L’inferno ammobiliato si differenzia nettamente dagli altri testi sulle mafie: il suo approccio intimistico, empatico, in prima persona – «inusuale per chi abitualmente scrive saggi accademici», ha evidenziato nella prefazione Enzo Ciconte, il massimo esperto in Italia di criminalità organizzata – impreziosiscono un lavoro di ricerca dal criminologico, sociologico e storico puntuale e rigoroso.
Impressiona più di tanti numeri il ricordo di uno strano tardo pomeriggio di primavera del 1991 raccontato nel libro.
Aveva sei anni, era in viaggio con il suo papà e un po’ sonnecchiava e un po’ giocava con la Barbie sul sedile posteriore dell’auto. Ad un certo punto, arrivati in una piazza di un paese tra le luci di altre macchine, Lullo si era fermato, si era raccomandato con lei che non scendesse ed era uscito in fretta: dal finestrino Anna aveva potuto vedere tante luci, tante persone agitate, i carabinieri. Aveva intuito che qualche cosa era successa lì fuori. Quando il papà era rientrato, le aveva chiesto la Barbie: «La diamo a quella bimba» che piange perché «ha appena perso suo padre».
Anna non voleva dargliela, quella bambola era sua, ma Lullo le aveva detto: «Tu hai un sacco di bambole. Questa la diamo alla bambina, magari la fa sorridere un po’» ed era uscito con la Barbie in mano. Una volta tornato in auto, lo aveva sentito dire al telefono: «’ndrangheta… Sì, la faida… No… È morto, c’è la sua testa qui, stavano giocando a calcio con la testa in piazza, mi dicono».

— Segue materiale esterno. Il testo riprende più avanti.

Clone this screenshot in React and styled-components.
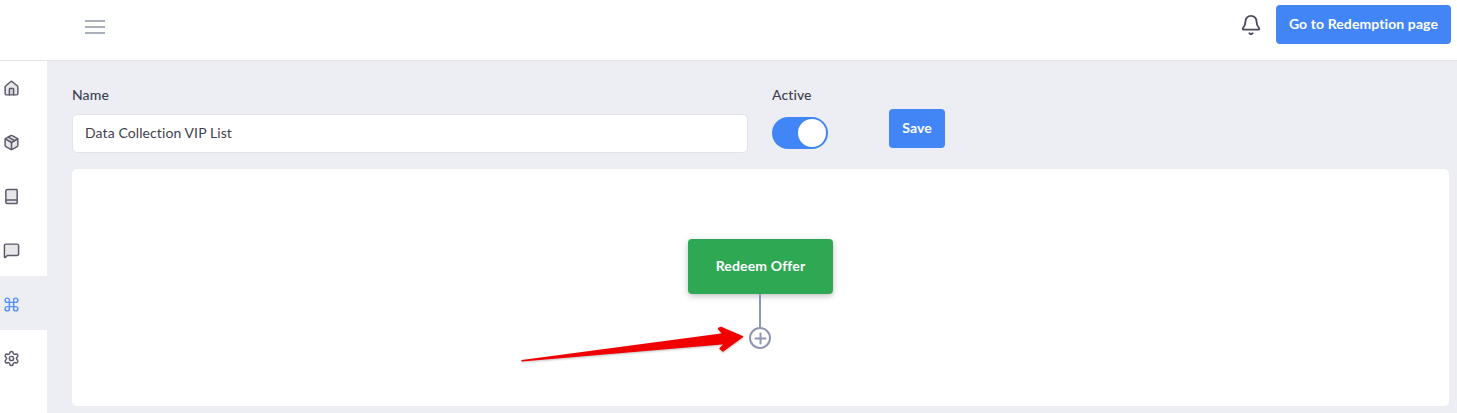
import React from "react";
import styled, { createGlobalStyle } from "styled-components";
import { Home, Package, Book, MessageSquare, Command, Settings, Bell, Plus } from "lucide-react";

const Global = createGlobalStyle`
  html, body { margin: 0; padding: 0; background: #edeef4; }
  body { font-family: "Lato", "Open Sans", sans-serif; color: #3f3f50; }
  * { box-sizing: border-box; }
`;

const Page = styled.div`
  width: 1457px;
  height: 413px;
  display: flex;
  flex-direction: column;
  overflow: hidden;
`;

const TopBar = styled.header`
  position: relative;
  z-index: 1;
  flex: 0 0 60px;
  height: 60px;
  background: #fff;
  box-shadow: 0 1px 0 #e2e3e9;
  display: flex;
  align-items: center;
  justify-content: space-between;
  padding: 0 6px 0 85px;
`;

const Burger = styled.div`
  width: 20px;
  display: flex;
  flex-direction: column;
  gap: 4px;
  margin-top: -6px;
  span { display: block; height: 2px; background: #a8afb8; }
`;

const TopActions = styled.div`
  display: flex;
  align-items: center;
  gap: 14px;
  margin-top: -11px;
  color: #4a4a5a;
`;

const PrimaryButton = styled.button`
  border: 0;
  border-radius: 4px;
  background: #4285f6;
  color: #fff;
  font: 700 14px "Lato", sans-serif;
  letter-spacing: 0.1px;
  height: ${p => p.$h}px;
  width: ${p => p.$w}px;
  padding: 0 0 2px;
`;

const Body = styled.div`
  flex: 1;
  display: flex;
  min-height: 0;
`;

const Sidebar = styled.nav`
  flex: 0 0 47px;
  background: #fff;
`;

const NavItem = styled.div`
  height: 54px;
  padding: 2px 0 0 3px;
  display: flex;
  align-items: center;
  background: ${p => (p.$active ? "#edeef4" : "transparent")};
  color: ${p => (p.$active ? "#5b8ff9" : "#5b5b6b")};
  svg {
    width: 17px;
    height: 17px;
    stroke-width: 2.1;
    fill: ${p => (p.$duo ? "rgba(91, 91, 107, 0.14)" : "none")};
  }
`;

const Main = styled.main`
  flex: 1;
  padding: 26px 8px 7px 25px;
  display: flex;
  flex-direction: column;
`;

const FormRow = styled.div`
  display: flex;
  align-items: flex-start;
  height: 83px;
`;

const Field = styled.div`
  display: flex;
  flex-direction: column;
  width: ${p => p.$w}px;
  margin-right: ${p => p.$mr}px;
`;

const Label = styled.label`
  font-size: 14px;
  font-weight: 500;
  line-height: 17px;
  letter-spacing: 0.1px;
  color: #3f3f50;
  margin-bottom: ${p => p.$mb}px;
`;

const TextInput = styled.input`
  height: 39px;
  width: 100%;
  background: #fff;
  border: 1px solid #e0e3ee;
  border-radius: 5px;
  padding: 0 12px 2px;
  font: 400 14px "Lato", sans-serif;
  letter-spacing: 0.1px;
  color: #3f3f50;
  outline: none;
`;

const Toggle = styled.div`
  width: 56px;
  height: 32px;
  border-radius: 16px;
  background: #4285f6;
  display: flex;
  justify-content: flex-end;
  align-items: center;
  padding-right: 2px;
`;

const Knob = styled.div`
  width: 28px;
  height: 28px;
  border-radius: 50%;
  background: #fff;
`;

const SaveWrap = styled.div`
  padding-top: 23px;
`;

const Canvas = styled.section`
  position: relative;
  flex: 1;
  background: #fff;
  border-radius: 5px;
  display: flex;
  flex-direction: column;
  align-items: center;
  padding-top: 70px;
`;

const Node = styled.div`
  width: 145px;
  height: 55px;
  background: #2fa854;
  border-radius: 4px;
  box-shadow: 0 2px 6px rgba(0, 0, 0, 0.25);
  color: #fff;
  font: 700 14px "Lato", sans-serif;
  letter-spacing: 0.15px;
  padding-bottom: 2px;
  display: flex;
  align-items: center;
  justify-content: center;
`;

const Connector = styled.div`
  width: 2px;
  height: 33px;
  margin-right: 1px;
  background: #8f95b2;
`;

const AddCircle = styled.div`
  width: 22px;
  height: 22px;
  margin-right: 1px;
  border: 2px solid #8f95b2;
  border-radius: 50%;
  color: #8f95b2;
  display: flex;
  align-items: center;
  justify-content: center;
`;

const Arrow = styled.svg`
  position: absolute;
  left: 450px;
  top: 158px;
  overflow: visible;
  filter: drop-shadow(0 1px 1px rgba(0, 0, 0, 0.25));
`;

export default function App() {
  return (
    <Page>
      <Global />
      <TopBar>
        <Burger><span /><span /><span /></Burger>
        <TopActions>
          <Bell size={22} strokeWidth={2} />
          <PrimaryButton $w={175} $h={39}>Go to Redemption page</PrimaryButton>
        </TopActions>
      </TopBar>
      <Body>
        <Sidebar>
          <NavItem $duo><Home /></NavItem>
          <NavItem $duo><Package /></NavItem>
          <NavItem $duo><Book /></NavItem>
          <NavItem $duo><MessageSquare /></NavItem>
          <NavItem $active><Command /></NavItem>
          <NavItem><Settings /></NavItem>
        </Sidebar>
        <Main>
          <FormRow>
            <Field $w={676} $mr={24}>
              <Label $mb={11}>Name</Label>
              <TextInput readOnly value="Data Collection VIP List" />
            </Field>
            <Field $w={56} $mr={61}>
              <Label $mb={14}>Active</Label>
              <Toggle><Knob /></Toggle>
            </Field>
            <SaveWrap>
              <PrimaryButton $w={56} $h={39}>Save</PrimaryButton>
            </SaveWrap>
          </FormRow>
          <Canvas>
            <Node>Redeem Offer</Node>
            <Connector />
            <AddCircle><Plus size={17} strokeWidth={2.8} /></AddCircle>
            <Arrow width="224" height="36" viewBox="0 0 224 36">
              <polygon
                points="0,33.7 201,7 196.5,1.5 199,0.5 220.5,9.7 201,24 198,21.5 203,16.5"
                fill="#f00000"
                stroke="#f00000"
                strokeWidth="1.4"
                strokeLinejoin="round"
              />
            </Arrow>
          </Canvas>
        </Main>
      </Body>
    </Page>
  );
}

Anna Sergi allora non lo sapeva ma quel giorno di maggio, un venerdì, una mattanza si era consumata nella piana di Gioia Tauro: la “mattanza di Taurianova”, con quattro persone ammazzate per vendetta nel giro di poche ore. Una di loro era stata ritrovata con il corpo mutilato: era Giuseppe Grimaldi, la cui testa, tagliata, era diventata per i suoi assassini un macabro pallone da prendere a calci.